Documentaries and Micheline Shoebridge’s Dilemma

June 2011

By Mike Levin

Somewhere in Micheline Shoebridge’s past, she learned to trust her instincts. It meant following her professor father’s advice to quit university and manage his film school; marrying into a Francophone family named Kelly; and spending much of her time recently with a festival that teaches children how art can change the world.

It’s also helped her accept rejection, a familiar companion on the path she’s chosen to walk.

Documenting Micheline Shoebridge. Photo by Mike Levin.

Shoebridge is a film and video producer. With partner, and husband, Randy Kelly, she’s now completing two documentaries that are so intuitive they’ll probably never get mainstream attention. Which would be a pity because both tell stories that define the human spirit: The Animated Activist (working title), about Firdaus Kharas, Ottawa’s least-known international wonder; and Buzkashi!, a co-production about four Tajikistani stars in the world’s most irascible sport.

If you look into her past, narrative was the only future. When father Tom discovered how film focussed his troubled students at Algonquin College, he launched the Summer Institute of Film and Television (SIFT) in 1981, taking it independent in 1993 as the Canadian Screen Training Centre (CSTC). He wanted to be a screenwriter, but he was also a great storyteller.

“Oh yeah, that is his vehicle,” Shoebridge says, and then explains how her artist mother Gloria taught her to search for compassion and about her brother Paul’s interactive documentary Pine Point that helped her understand community. The family’s passion is evident – especially when Tom had 10-year-old Micheline sell beer tickets during SIFT’s opening nights – and it always had a progressive direction.

She took women’s and Canadian studies at the University of Ottawa, and lasted two years before taking her father’s suggestion to manage CSTC. She stayed until 1998 when she decided to work on an organic farm in Spain for a year. When she returned, Shoebridge formed Chispa Productions in Gatineau with Kelly, the boy from Aylmer. “I always had French boyfriends, so I learned my bilingualism in bars.”

Kelly mirrored her beliefs, even if they differed in styles. “I’m more into the issues side. His passion is film and TV,” she says of of the father of her two daughters who at 39 planned to train for the brutal sport of Mixed Martial Arts and then to turn the documentary camera on himself.

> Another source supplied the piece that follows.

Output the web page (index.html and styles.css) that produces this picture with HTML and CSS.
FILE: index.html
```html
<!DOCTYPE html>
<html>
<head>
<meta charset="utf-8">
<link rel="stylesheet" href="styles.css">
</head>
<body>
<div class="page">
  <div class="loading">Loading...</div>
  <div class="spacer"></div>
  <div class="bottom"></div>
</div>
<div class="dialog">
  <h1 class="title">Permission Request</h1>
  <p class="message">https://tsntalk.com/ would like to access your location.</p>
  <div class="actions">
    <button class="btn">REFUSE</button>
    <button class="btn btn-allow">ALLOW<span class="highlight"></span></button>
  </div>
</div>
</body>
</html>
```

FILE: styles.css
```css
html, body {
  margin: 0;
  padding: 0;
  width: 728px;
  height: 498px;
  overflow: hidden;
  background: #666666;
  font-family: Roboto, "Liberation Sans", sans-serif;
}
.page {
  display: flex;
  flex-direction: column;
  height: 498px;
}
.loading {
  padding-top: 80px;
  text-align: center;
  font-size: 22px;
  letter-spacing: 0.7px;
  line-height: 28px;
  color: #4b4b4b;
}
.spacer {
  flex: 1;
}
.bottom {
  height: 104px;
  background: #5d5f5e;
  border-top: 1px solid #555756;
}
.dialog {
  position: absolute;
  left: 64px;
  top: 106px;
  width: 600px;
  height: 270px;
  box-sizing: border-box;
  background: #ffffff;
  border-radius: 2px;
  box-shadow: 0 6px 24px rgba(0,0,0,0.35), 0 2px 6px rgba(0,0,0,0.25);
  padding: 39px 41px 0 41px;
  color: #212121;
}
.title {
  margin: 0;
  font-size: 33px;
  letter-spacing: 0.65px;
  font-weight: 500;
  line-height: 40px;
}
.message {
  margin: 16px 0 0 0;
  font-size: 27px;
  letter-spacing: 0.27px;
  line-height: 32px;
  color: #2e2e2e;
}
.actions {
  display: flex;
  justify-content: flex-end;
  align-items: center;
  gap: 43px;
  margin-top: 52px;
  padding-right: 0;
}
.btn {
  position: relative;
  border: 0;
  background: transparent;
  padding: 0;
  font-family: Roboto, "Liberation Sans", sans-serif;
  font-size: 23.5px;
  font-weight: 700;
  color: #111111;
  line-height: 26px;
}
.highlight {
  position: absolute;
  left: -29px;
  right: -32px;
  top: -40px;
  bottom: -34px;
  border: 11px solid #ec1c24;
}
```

They couldn’t find a broadcaster, so the project fizzled out – bringing a certain amount of relief to Shoebridge.

Many of the couple’s feature projects are in French, mostly because the francophone industry is much more open to new ideas and new people. An English-language version of their documentary Champions grisonnants – her father’s concept about the athletic achievements of seniors – wasn’t touched by distributors despite the industry’s embrace of a similar European documentary called Autumn Gold.

Shoebridge doesn’t dwell on this double standard or on the funding crisis that is pummeling Canadian documentary making (she is the Secretary of DOC Ottawa-Gatineau). But she had to branch out. One path involved One World Arts; in May she managed the One World Awesome Arts Festival in Ottawa. The program included a presentation by Chocolate Moose Media, Firdaus Kharas’ company.

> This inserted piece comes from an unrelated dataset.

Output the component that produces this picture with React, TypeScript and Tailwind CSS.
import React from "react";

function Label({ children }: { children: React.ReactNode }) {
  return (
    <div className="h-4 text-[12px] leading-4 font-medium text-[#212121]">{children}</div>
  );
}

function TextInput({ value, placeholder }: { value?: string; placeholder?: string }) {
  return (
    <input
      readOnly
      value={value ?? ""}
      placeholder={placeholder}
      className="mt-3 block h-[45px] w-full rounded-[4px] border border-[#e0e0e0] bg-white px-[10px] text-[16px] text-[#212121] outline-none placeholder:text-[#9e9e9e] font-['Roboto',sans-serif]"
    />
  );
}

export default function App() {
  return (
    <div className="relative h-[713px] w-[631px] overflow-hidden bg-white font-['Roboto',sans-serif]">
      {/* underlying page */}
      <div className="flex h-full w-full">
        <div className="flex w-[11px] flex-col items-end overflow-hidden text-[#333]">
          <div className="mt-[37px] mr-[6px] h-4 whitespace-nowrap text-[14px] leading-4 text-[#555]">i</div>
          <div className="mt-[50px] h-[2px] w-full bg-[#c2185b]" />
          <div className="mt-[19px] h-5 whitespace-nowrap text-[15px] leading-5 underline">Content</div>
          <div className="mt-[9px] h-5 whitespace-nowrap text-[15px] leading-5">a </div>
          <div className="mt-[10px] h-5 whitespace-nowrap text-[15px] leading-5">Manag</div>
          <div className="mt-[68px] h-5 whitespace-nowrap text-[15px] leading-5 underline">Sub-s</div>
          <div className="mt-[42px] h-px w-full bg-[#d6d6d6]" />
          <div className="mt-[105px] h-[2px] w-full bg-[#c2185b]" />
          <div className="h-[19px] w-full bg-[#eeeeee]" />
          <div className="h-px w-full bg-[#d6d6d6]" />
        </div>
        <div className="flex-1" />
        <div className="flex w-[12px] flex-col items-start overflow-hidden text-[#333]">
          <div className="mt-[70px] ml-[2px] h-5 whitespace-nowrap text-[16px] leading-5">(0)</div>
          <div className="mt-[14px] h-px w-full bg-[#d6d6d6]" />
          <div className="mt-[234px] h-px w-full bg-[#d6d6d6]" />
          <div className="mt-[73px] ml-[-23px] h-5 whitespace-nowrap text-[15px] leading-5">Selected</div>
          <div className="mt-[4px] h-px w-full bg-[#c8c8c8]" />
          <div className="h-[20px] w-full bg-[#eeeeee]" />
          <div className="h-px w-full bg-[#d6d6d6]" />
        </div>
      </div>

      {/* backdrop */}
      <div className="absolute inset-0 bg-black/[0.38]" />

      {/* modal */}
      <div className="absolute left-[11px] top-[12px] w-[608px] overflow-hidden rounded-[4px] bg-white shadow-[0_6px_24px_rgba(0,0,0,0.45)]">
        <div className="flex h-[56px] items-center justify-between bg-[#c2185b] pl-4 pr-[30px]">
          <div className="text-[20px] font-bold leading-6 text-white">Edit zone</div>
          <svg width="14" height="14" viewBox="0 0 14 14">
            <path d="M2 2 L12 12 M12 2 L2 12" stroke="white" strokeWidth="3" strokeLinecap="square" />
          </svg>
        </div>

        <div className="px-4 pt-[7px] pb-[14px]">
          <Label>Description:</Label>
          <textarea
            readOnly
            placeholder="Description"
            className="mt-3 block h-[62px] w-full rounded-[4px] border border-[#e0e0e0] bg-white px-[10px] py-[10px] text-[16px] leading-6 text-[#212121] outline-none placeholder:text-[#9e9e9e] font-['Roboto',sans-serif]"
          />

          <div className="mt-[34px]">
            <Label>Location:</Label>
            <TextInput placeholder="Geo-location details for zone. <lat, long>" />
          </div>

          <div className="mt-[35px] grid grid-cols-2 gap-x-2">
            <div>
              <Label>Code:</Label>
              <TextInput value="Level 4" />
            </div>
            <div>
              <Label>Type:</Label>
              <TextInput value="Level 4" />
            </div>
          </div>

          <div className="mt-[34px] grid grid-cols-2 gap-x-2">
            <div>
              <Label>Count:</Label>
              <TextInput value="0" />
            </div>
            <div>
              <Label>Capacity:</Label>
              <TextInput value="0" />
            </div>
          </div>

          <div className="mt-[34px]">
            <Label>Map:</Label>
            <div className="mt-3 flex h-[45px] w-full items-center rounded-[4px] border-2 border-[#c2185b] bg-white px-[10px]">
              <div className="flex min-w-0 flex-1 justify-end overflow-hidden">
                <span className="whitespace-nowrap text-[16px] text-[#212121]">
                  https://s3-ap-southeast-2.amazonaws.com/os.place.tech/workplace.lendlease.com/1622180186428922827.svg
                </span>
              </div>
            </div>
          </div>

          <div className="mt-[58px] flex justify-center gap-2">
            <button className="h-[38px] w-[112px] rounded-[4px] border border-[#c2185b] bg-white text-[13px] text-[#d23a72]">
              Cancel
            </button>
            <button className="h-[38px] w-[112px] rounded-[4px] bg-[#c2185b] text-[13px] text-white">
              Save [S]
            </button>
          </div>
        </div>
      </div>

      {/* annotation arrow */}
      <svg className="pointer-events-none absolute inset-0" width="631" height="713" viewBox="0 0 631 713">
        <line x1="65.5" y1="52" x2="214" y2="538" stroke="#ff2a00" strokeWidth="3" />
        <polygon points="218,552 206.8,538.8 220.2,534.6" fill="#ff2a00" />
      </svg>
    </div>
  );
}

Firdaus Kharas launches No Excuses at the United Nations. Courtesy of Kharas.

Shoebridge first met Kharas when he sat on the CSTC’s board of directors. The producer/director has a long resume of international work, and his public-service announcements (PSA) The Three Amigos and Buzz and Bite had made him a household name, outside Canada. “I never understood why he got so little attention here. He is, after all, world famous, friends like (Archbishop) Desmond Tutu, campaign launches at the (United Nations), Peabody Award,” she says.

(Promotional Alert: This has also confused me, and I am writing a full feature on the man due to be published in the fall edition of Point of View magazine.)

Shoebridge and Kelly spent 2 1/2 years filming a documentary that followed the evolution of Kharas’ third PSA campaign No Excuses, which confronts domestic violence around the world. It launched at the UN in April.

No distributor has yet shown any interest in their documentary.

She finds it sad, but instead of moaning she’ll take her family to Central America to work on an organic farming co-operative for two or three months this winter: “to show the girls how good we’ve got it.” Her instinct told her to to do it, and that basis of supposition hasn’t steered her wrong yet.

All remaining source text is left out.